As much as the embassy is a statement of France’s environmental ambitions, it is an expression of Gallic design and construction nous too. Kuster-Ménager hopes that it is also an inspiration to others in Nairobi, a city that rarely takes the time to weigh aesthetics or sustainability against profit when it comes to building. “This is a model of what can be done in Kenya,” she says. “It’s a broader idea of promoting clean building and new techniques, and that there is business in this – but also that environmental constraints are not always a negative.”
Green ambitions
Three more embassies that sell their nation’s environmental prowess
The Finnish embassy in Washington
This trailblazer for sustainable diplomacy opened in 2008 and was the first embassy in the US to receive the Leadership in Energy and Environmental Design award. It was upgraded from a gold to a platinum ranking in 2015 thanks to smart energy-consumption monitoring and free bicycles for employees. An exterior living wall signals its sustainable credentials, while a wood-panelled interior captures a Finnish emphasis on handsome natural materials.
The UK embassy in Montevideo
Became the first consulate in the world to achieve carbon-neutral status in 2020. The team removed all single-use plastics, installed solar panels, enforced strict recycling rules and created an organic garden.

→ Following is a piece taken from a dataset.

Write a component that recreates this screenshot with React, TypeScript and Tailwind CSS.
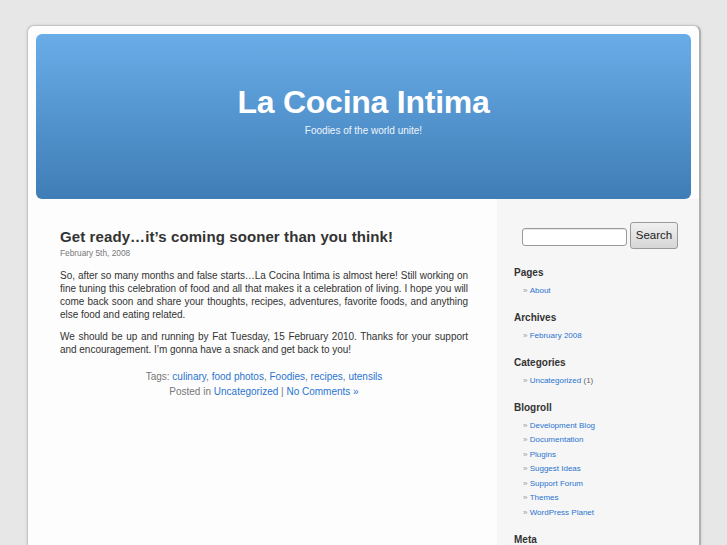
export default function App() {
  const blogroll = [
    "Development Blog",
    "Documentation",
    "Plugins",
    "Suggest Ideas",
    "Support Forum",
    "Themes",
    "WordPress Planet",
  ];

  return (
    <div className="h-[545px] overflow-hidden bg-[#e7e7e7] pt-[25px] font-['Liberation_Sans',Arial,sans-serif] text-[#333]">
      <div className="ml-[27px] flex h-[520px] w-[674px] flex-col rounded-t-[7px] border-l border-t border-r-2 border-l-[#c4c4c4] border-t-[#c4c4c4] border-r-[#b0b0b0] bg-[#fdfdfd] shadow-[0_0_3px_rgba(0,0,0,0.12)]">
        {/* Header */}
        <div className="px-[8px] pt-[8px]">
          <div className="flex h-[165px] flex-col items-center rounded-[6px] bg-gradient-to-b from-[#69ade8] to-[#3f7db6] pt-[50px] text-white">
            <h1 className="text-[32px] font-bold leading-[36px] tracking-[-0.25px]">La Cocina Intima</h1>
            <p className="mt-[4px] text-[10px] leading-[14px] text-[#eef4fb]">Foodies of the world unite!</p>
          </div>
        </div>

        <div className="flex flex-1">
          {/* Main column */}
          <div className="w-[469px] pl-[32px] pr-[29px] pt-[28px]">
            <h2 className="text-[15px] font-bold leading-[20px] tracking-[0.1px] text-[#333]">
              Get ready…it’s coming sooner than you think!
            </h2>
            <p className="text-[8.3px] leading-[12px] text-[#777]">February 5th, 2008</p>
            <div className="mt-[9.5px] text-justify text-[10px] leading-[13px] tracking-[-0.03px] text-[#333]">
              <p>
                So, after so many months and false starts…La Cocina Intima is almost here! Still working on fine
                tuning this celebration of food and all that makes it a celebration of living. I hope you will come
                back soon and share your thoughts, recipes, adventures, favorite foods, and anything else food and
                eating related.
              </p>
              <p className="mt-[9px]">
                We should be up and running by Fat Tuesday, 15 February 2010. Thanks for your support and
                encouragement. I’m gonna have a snack and get back to you!
              </p>
            </div>
            <div className="mt-[13px] text-center text-[10px] leading-[15px] text-[#777]">
              <p>
                Tags: <a className="text-[#2a74d0]">culinary</a>, <a className="text-[#2a74d0]">food photos</a>,{" "}
                <a className="text-[#2a74d0]">Foodies</a>, <a className="text-[#2a74d0]">recipes</a>,{" "}
                <a className="text-[#2a74d0]">utensils</a>
              </p>
              <p>
                Posted in <a className="text-[#2a74d0]">Uncategorized</a> |{" "}
                <a className="text-[#2a74d0]">No Comments »</a>
              </p>
            </div>
          </div>

          {/* Sidebar */}
          <div className="flex-1 bg-[#f6f6f6] pt-[23px]">
            <div className="ml-[25px] flex items-center gap-[3px]">
              <input
                type="text"
                className="mt-[2px] h-[18px] w-[105px] rounded-[3px] border border-[#9a9a9a] bg-white shadow-[inset_0_1px_1px_rgba(0,0,0,0.1)]"
              />
              <button className="h-[27px] w-[48px] rounded-[3px] border border-[#9a9a9a] bg-gradient-to-b from-[#f0f0f0] to-[#d6d6d6] text-[11.5px] text-[#222]">
                Search
              </button>
            </div>

            <div className="mt-[17px] pl-[17px]">
              <Section title="Pages">
                <Item>About</Item>
              </Section>
              <Section title="Archives">
                <Item>February 2008</Item>
              </Section>
              <Section title="Categories">
                <Item extra=" (1)">Uncategorized</Item>
              </Section>
              <Section title="Blogroll">
                {blogroll.map((b) => (
                  <Item key={b}>{b}</Item>
                ))}
              </Section>
              <Section title="Meta" />
            </div>
          </div>
        </div>
      </div>
    </div>
  );
}

function Section({ title, children }: { title: string; children?: React.ReactNode }) {
  return (
    <div className="mb-[12.75px]">
      <h2 className="mb-[3.75px] text-[10px] font-bold leading-[14px] text-[#333]">{title}</h2>
      {children && <ul className="pl-[9px]">{children}</ul>}
    </div>
  );
}

function Item({ children, extra }: { children: React.ReactNode; extra?: string }) {
  return (
    <li className="text-[8px] leading-[14.5px] text-[#999]">
      »&nbsp;<a className="text-[#2a74d0]">{children}</a>
      {extra && <span className="text-[#666]">{extra}</span>}
    </li>
  );
}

The structure retains a British charm, showing that you don’t need entirely new buildings to make an embassy eco-friendly.
The Norwegian Royal embassy in New Delhi
Hailed as the first “green embassy” in the smoke-choked city when inaugurated by Norway’s prime minister in 2019. Up to 95 per cent of the materials used to construct it were procured at New Delhi’s markets. The building’s solar panels provide the lighting and hot water, and rainwater is repurposed using underground reservoirs. Strict rules manage the building’s waste, which is sold to recycling companies wherever possible.